● What is being asked
Write the data below out exactly as it stands. Do not include the pictures.

● Provided material
****
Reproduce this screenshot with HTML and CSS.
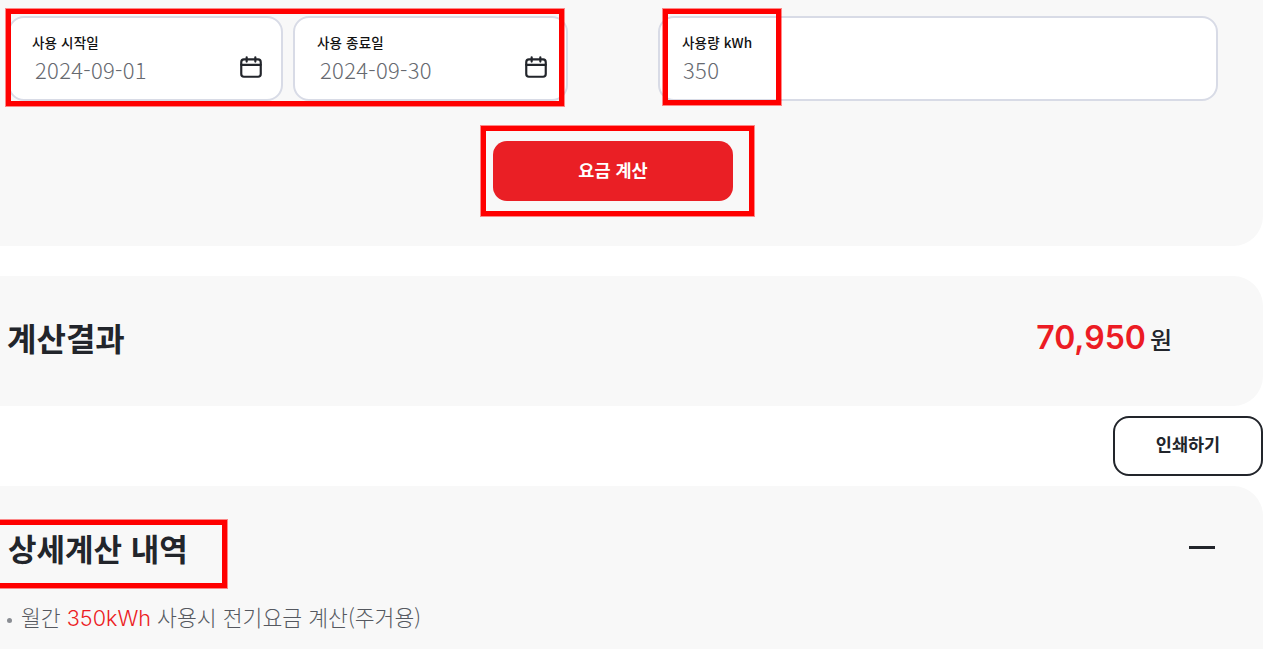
FILE: index.html
```html
<!DOCTYPE html>
<html lang="ko">
  <head>
    <meta charset="UTF-8" />
    <meta name="viewport" content="width=device-width, initial-scale=1.0" />
    <link rel="stylesheet" href="styles.css">
    <title>전기요금 계산</title>
  </head>
  <body>
    <div class="page">
      <section class="panel form-panel">
        <div class="fields">
          <div class="field date-field">
            <label>사용 시작일</label>
            <div class="value">2024-09-01</div>
            <svg class="cal" viewBox="0 0 24 24" width="26" height="26" fill="none" stroke="#22252b" stroke-width="2" stroke-linejoin="round" stroke-linecap="round">
              <rect x="3" y="5" width="18" height="16" rx="2.5" />
              <path d="M3 10h18M8 3v4M16 3v4" />
            </svg>
          </div>
          <div class="field date-field">
            <label>사용 종료일</label>
            <div class="value">2024-09-30</div>
            <svg class="cal" viewBox="0 0 24 24" width="26" height="26" fill="none" stroke="#22252b" stroke-width="2" stroke-linejoin="round" stroke-linecap="round">
              <rect x="3" y="5" width="18" height="16" rx="2.5" />
              <path d="M3 10h18M8 3v4M16 3v4" />
            </svg>
          </div>
          <div class="field usage-field">
            <label>사용량 kWh</label>
            <div class="value">350</div>
          </div>
        </div>
        <button class="calc-btn">요금 계산</button>
      </section>

      <section class="panel result-panel">
        <h2 class="result-title">계산결과</h2>
        <div class="result-amount"><strong>70,950</strong> 원</div>
      </section>

      <div class="print-row">
        <button class="print-btn">인쇄하기</button>
      </div>

      <section class="panel detail-panel">
        <div class="detail-head">
          <h2 class="detail-title">상세계산 내역</h2>
          <span class="collapse"></span>
        </div>
        <p class="detail-note"><span class="dot"></span>월간 <em>350kWh</em> 사용시 전기요금 계산(주거용)</p>
      </section>
    </div>

    <div class="mark mark-dates"></div>
    <div class="mark mark-usage"></div>
    <div class="mark mark-btn"></div>
    <div class="mark mark-title"></div>
  </body>
</html>
```

FILE: styles.css
```css
*,
*::after,
*::before {
  box-sizing: border-box;
  font-family: "Noto Sans CJK KR", "Noto Sans", sans-serif;
}

html,
body {
  margin: 0;
  height: 649px;
  overflow: hidden;
  background: #fff;
}

.page {
  width: 1263px;
}

.panel {
  background: #f8f8f8;
  border-radius: 0 30px 30px 0;
}

.form-panel {
  height: 246px;
  padding-top: 16px;
  border-radius: 0 0 30px 0;
}

.fields {
  display: flex;
  padding-left: 8px;
}

.field {
  position: relative;
  height: 85px;
  background: #fff;
  border: 2px solid #d8dbe6;
  border-radius: 16px;
  padding: 14px 0 0 22px;
}

.date-field {
  width: 275px;
  margin-right: 10px;
}

.date-field + .date-field {
  margin-right: 90px;
}

.usage-field {
  width: 560px;
}

.field label {
  display: block;
  font-size: 13.5px;
  line-height: 20px;
  letter-spacing: 0.15px;
  font-weight: 500;
  color: #111;
}

.value {
  margin: 3px 0 0 3px;
  font-size: 22px;
  line-height: 28px;
  letter-spacing: 0.3px;
  color: #66696f;
  font-weight: 300;
}

.usage-field .value {
  margin-left: 1px;
}

.cal {
  position: absolute;
  right: 17px;
  top: 36px;
}

.calc-btn {
  display: block;
  width: 240px;
  height: 60px;
  margin: 40px 0 0 493px;
  padding: 0 0 4px;
  border: 0;
  border-radius: 14px;
  background: #ea1f25;
  color: #fff;
  font-size: 17.5px;
  font-weight: 700;
}

.result-panel {
  height: 130px;
  margin-top: 30px;
  display: flex;
  align-items: center;
  justify-content: space-between;
  padding: 0 91px 8px 7px;
}

.result-title {
  margin: 0;
  font-size: 32px;
  font-weight: 700;
  color: #22252b;
}

.result-amount {
  display: flex;
  align-items: baseline;
  gap: 4px;
  font-size: 24px;
  font-weight: 500;
  color: #22252b;
}

.result-amount strong {
  font-size: 32px;
  font-weight: 600;
  color: #ec1c24;
  font-family: Inter, "Noto Sans", sans-serif;
}

.print-row {
  display: flex;
  justify-content: flex-end;
  padding-top: 10px;
}

.print-btn {
  width: 150px;
  height: 60px;
  padding: 0 0 5px;
  background: #fff;
  border: 2px solid #22252b;
  border-radius: 16px;
  font-size: 17.5px;
  font-weight: 700;
  color: #22252b;
}

.detail-panel {
  margin-top: 10px;
  height: 163px;
  padding: 39px 48px 0 8px;
  border-radius: 0 30px 0 0;
}

.detail-head {
  display: flex;
  justify-content: space-between;
  align-items: center;
}

.detail-title {
  margin: 0;
  font-size: 31px;
  line-height: 46px;
  font-weight: 700;
  color: #22252b;
}

.collapse {
  width: 26px;
  height: 3px;
  margin-top: -2px;
  background: #22252b;
}

.detail-note {
  margin: 32px 0 0 -1px;
  font-size: 21.6px;
  line-height: 28px;
  font-weight: 300;
  color: #55585f;
}

.detail-note em {
  font-style: normal;
  color: #ec1c24;
  font-family: Inter, sans-serif;
}

.dot {
  display: inline-block;
  width: 5px;
  height: 5px;
  margin-right: 9px;
  border-radius: 50%;
  background: #8a8d93;
  vertical-align: middle;
}

.mark {
  position: absolute;
  border: 5px solid #ff0000;
  box-shadow: 0 0 0 1px rgba(255, 0, 0, 0.45);
}

.mark-dates {
  left: 6px;
  top: 9px;
  width: 558px;
  height: 97px;
}

.mark-usage {
  left: 663px;
  top: 9px;
  width: 118px;
  height: 96px;
}

.mark-btn {
  left: 481px;
  top: 126px;
  width: 273px;
  height: 90px;
}

.mark-title {
  left: -5px;
  top: 520px;
  width: 232px;
  height: 68px;
}
```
****
● The result
Reproduce this screenshot with HTML and CSS.
FILE: index.html
```html
<!DOCTYPE html>
<html lang="ko">
  <head>
    <meta charset="UTF-8" />
    <meta name="viewport" content="width=device-width, initial-scale=1.0" />
    <link rel="stylesheet" href="styles.css">
    <title>전기요금 계산</title>
  </head>
  <body>
    <div class="page">
      <section class="panel form-panel">
        <div class="fields">
          <div class="field date-field">
            <label>사용 시작일</label>
            <div class="value">2024-09-01</div>
            <svg class="cal" viewBox="0 0 24 24" width="26" height="26" fill="none" stroke="#22252b" stroke-width="2" stroke-linejoin="round" stroke-linecap="round">
              <rect x="3" y="5" width="18" height="16" rx="2.5" />
              <path d="M3 10h18M8 3v4M16 3v4" />
            </svg>
          </div>
          <div class="field date-field">
            <label>사용 종료일</label>
            <div class="value">2024-09-30</div>
            <svg class="cal" viewBox="0 0 24 24" width="26" height="26" fill="none" stroke="#22252b" stroke-width="2" stroke-linejoin="round" stroke-linecap="round">
              <rect x="3" y="5" width="18" height="16" rx="2.5" />
              <path d="M3 10h18M8 3v4M16 3v4" />
            </svg>
          </div>
          <div class="field usage-field">
            <label>사용량 kWh</label>
            <div class="value">350</div>
          </div>
        </div>
        <button class="calc-btn">요금 계산</button>
      </section>

      <section class="panel result-panel">
        <h2 class="result-title">계산결과</h2>
        <div class="result-amount"><strong>70,950</strong> 원</div>
      </section>

      <div class="print-row">
        <button class="print-btn">인쇄하기</button>
      </div>

      <section class="panel detail-panel">
        <div class="detail-head">
          <h2 class="detail-title">상세계산 내역</h2>
          <span class="collapse"></span>
        </div>
        <p class="detail-note"><span class="dot"></span>월간 <em>350kWh</em> 사용시 전기요금 계산(주거용)</p>
      </section>
    </div>

    <div class="mark mark-dates"></div>
    <div class="mark mark-usage"></div>
    <div class="mark mark-btn"></div>
    <div class="mark mark-title"></div>
  </body>
</html>
```

FILE: styles.css
```css
*,
*::after,
*::before {
  box-sizing: border-box;
  font-family: "Noto Sans CJK KR", "Noto Sans", sans-serif;
}

html,
body {
  margin: 0;
  height: 649px;
  overflow: hidden;
  background: #fff;
}

.page {
  width: 1263px;
}

.panel {
  background: #f8f8f8;
  border-radius: 0 30px 30px 0;
}

.form-panel {
  height: 246px;
  padding-top: 16px;
  border-radius: 0 0 30px 0;
}

.fields {
  display: flex;
  padding-left: 8px;
}

.field {
  position: relative;
  height: 85px;
  background: #fff;
  border: 2px solid #d8dbe6;
  border-radius: 16px;
  padding: 14px 0 0 22px;
}

.date-field {
  width: 275px;
  margin-right: 10px;
}

.date-field + .date-field {
  margin-right: 90px;
}

.usage-field {
  width: 560px;
}

.field label {
  display: block;
  font-size: 13.5px;
  line-height: 20px;
  letter-spacing: 0.15px;
  font-weight: 500;
  color: #111;
}

.value {
  margin: 3px 0 0 3px;
  font-size: 22px;
  line-height: 28px;
  letter-spacing: 0.3px;
  color: #66696f;
  font-weight: 300;
}

.usage-field .value {
  margin-left: 1px;
}

.cal {
  position: absolute;
  right: 17px;
  top: 36px;
}

.calc-btn {
  display: block;
  width: 240px;
  height: 60px;
  margin: 40px 0 0 493px;
  padding: 0 0 4px;
  border: 0;
  border-radius: 14px;
  background: #ea1f25;
  color: #fff;
  font-size: 17.5px;
  font-weight: 700;
}

.result-panel {
  height: 130px;
  margin-top: 30px;
  display: flex;
  align-items: center;
  justify-content: space-between;
  padding: 0 91px 8px 7px;
}

.result-title {
  margin: 0;
  font-size: 32px;
  font-weight: 700;
  color: #22252b;
}

.result-amount {
  display: flex;
  align-items: baseline;
  gap: 4px;
  font-size: 24px;
  font-weight: 500;
  color: #22252b;
}

.result-amount strong {
  font-size: 32px;
  font-weight: 600;
  color: #ec1c24;
  font-family: Inter, "Noto Sans", sans-serif;
}

.print-row {
  display: flex;
  justify-content: flex-end;
  padding-top: 10px;
}

.print-btn {
  width: 150px;
  height: 60px;
  padding: 0 0 5px;
  background: #fff;
  border: 2px solid #22252b;
  border-radius: 16px;
  font-size: 17.5px;
  font-weight: 700;
  color: #22252b;
}

.detail-panel {
  margin-top: 10px;
  height: 163px;
  padding: 39px 48px 0 8px;
  border-radius: 0 30px 0 0;
}

.detail-head {
  display: flex;
  justify-content: space-between;
  align-items: center;
}

.detail-title {
  margin: 0;
  font-size: 31px;
  line-height: 46px;
  font-weight: 700;
  color: #22252b;
}

.collapse {
  width: 26px;
  height: 3px;
  margin-top: -2px;
  background: #22252b;
}

.detail-note {
  margin: 32px 0 0 -1px;
  font-size: 21.6px;
  line-height: 28px;
  font-weight: 300;
  color: #55585f;
}

.detail-note em {
  font-style: normal;
  color: #ec1c24;
  font-family: Inter, sans-serif;
}

.dot {
  display: inline-block;
  width: 5px;
  height: 5px;
  margin-right: 9px;
  border-radius: 50%;
  background: #8a8d93;
  vertical-align: middle;
}

.mark {
  position: absolute;
  border: 5px solid #ff0000;
  box-shadow: 0 0 0 1px rgba(255, 0, 0, 0.45);
}

.mark-dates {
  left: 6px;
  top: 9px;
  width: 558px;
  height: 97px;
}

.mark-usage {
  left: 663px;
  top: 9px;
  width: 118px;
  height: 96px;
}

.mark-btn {
  left: 481px;
  top: 126px;
  width: 273px;
  height: 90px;
}

.mark-title {
  left: -5px;
  top: 520px;
  width: 232px;
  height: 68px;
}
```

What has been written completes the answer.